I often hear my inner voice saying, “You are one good reframe away from a better day.” There is almost always a quick other way to view something that will make me feel a little better, give me the little kick I need to keep going with my head up.  For example, every flight delay frustration is tempered by my gratitude the problem is getting addressed while my feet are still on the ground rather than in a tube 40,000 feet in the air. Every work challenge is tempered by reminding myself that the greater the challenge, the faster I get better.

Reframes are really pretty easy because it could almost always be worse. There’s always an additional circumstance or two that could make your lousy present moment even lousier. When you feel wronged or have messed something up royally, there’s always a lesson to be learned, knowledge to be gained, a more rounded and maybe even better person you are becoming. Resilience and wisdom are built from the tough stuff we go through, not the easy. That’s a reframe I use often; we need the tough spots and bad days to keep growing, to become more effective, interesting people. Too much ease makes us dull.

In general, the positive reframe is a tremendous and valuable life skill. Our ability to effectively intervene in our own thought processes with a different take on things impacts our happiness, confidence, optimism, patience and generosity. There’s agency and choice in the way we reframe. It keeps us from feeling we are victims, which is an easy and utterly powerless role to fall into. You can be the bride who weeps miserably about rain on her wedding day or the one who merrily splashes through the puddles in her bare feet.

The downside to the reframing skill is doing it so relentlessly that we don’t let ourselves feel what we feel. Our negative feelings often fuel more urgency or effort to do something differently, to ensure undesired outcomes don’t show up again. If we are using all our energy to make something better in our own minds or to convince others it’s not so bad, we might miss the lesson learned or call to action. Another downside is annoying the people around us who need to be bummed out for a minute.

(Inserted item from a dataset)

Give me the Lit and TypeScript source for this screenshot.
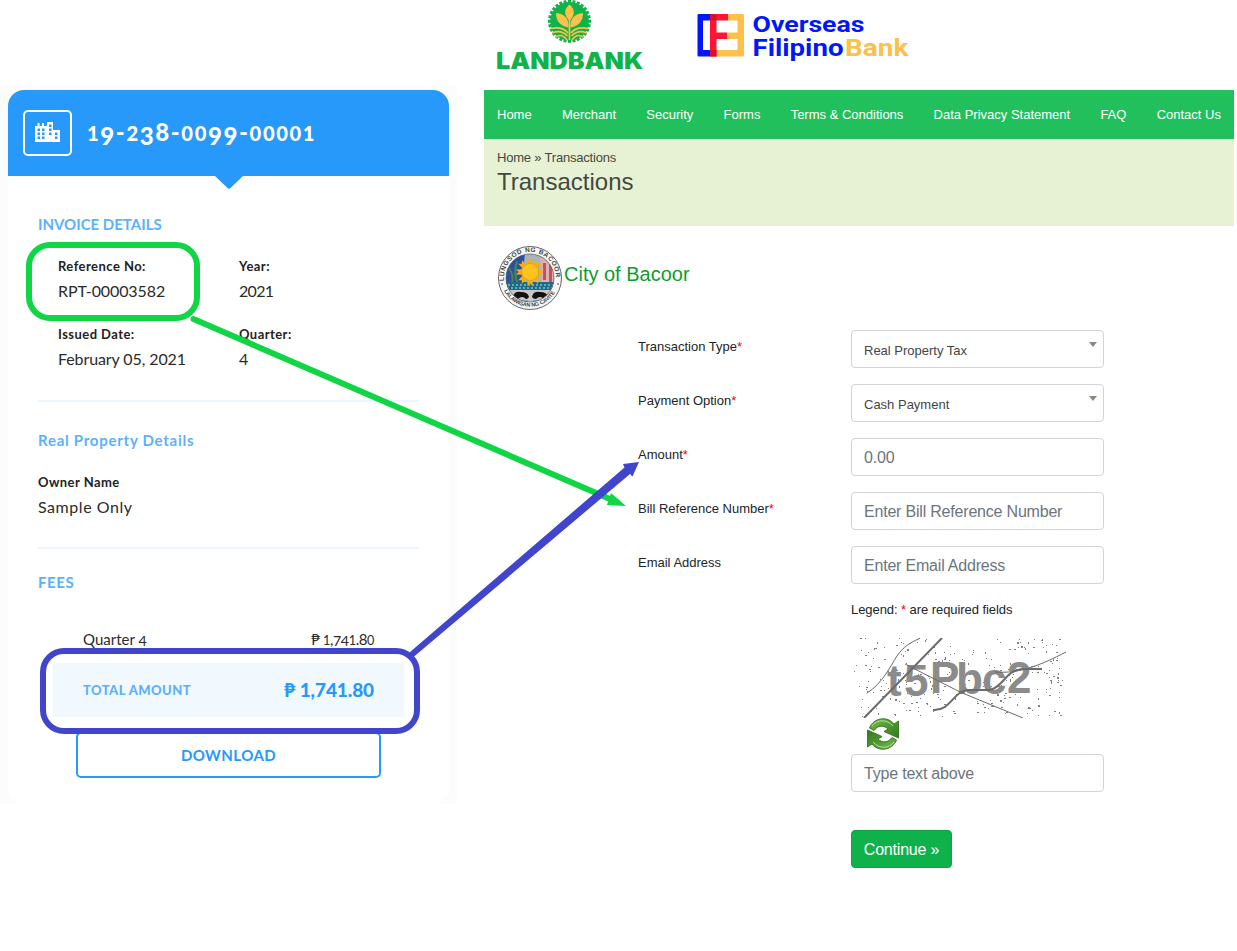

Sometimes we just need to be a little grumpy about something. While we can do a lot of good by offering up a way to re-think something, we might also need to let people feel what they’re feeling. People who are incessantly negative take us down for sure, but there are occasions where the incessantly positive person does the same thing. Insisting their rosy disposition and positive take is the only right response. It’s frustrating when someone else’s positivity makes us feel guilty about processing our own feelings. We all have our unique response systems—different events and circumstances awaken in us a variety of old wounds, fears or regrets. To each their own on working through them. It is undoubtedly a positive to be the optimist in the room, but even optimism needs to be wielded with sensitivity. Reframes and positive thinking aren’t meant to keep us from feeling our feelings, they are meant to keep us from falling down the unproductive rabbit holes those feelings may lure us into. They can keep disappointment from turning to depression, frustrations from turning to festering anger, doubt from becoming pervasive insecurity. The key is to equip ourselves with meaningful reframes that will help us work through our challenges in the healthiest ways possible, so that we can ultimately right the ship and do our thing in our best thing doing way.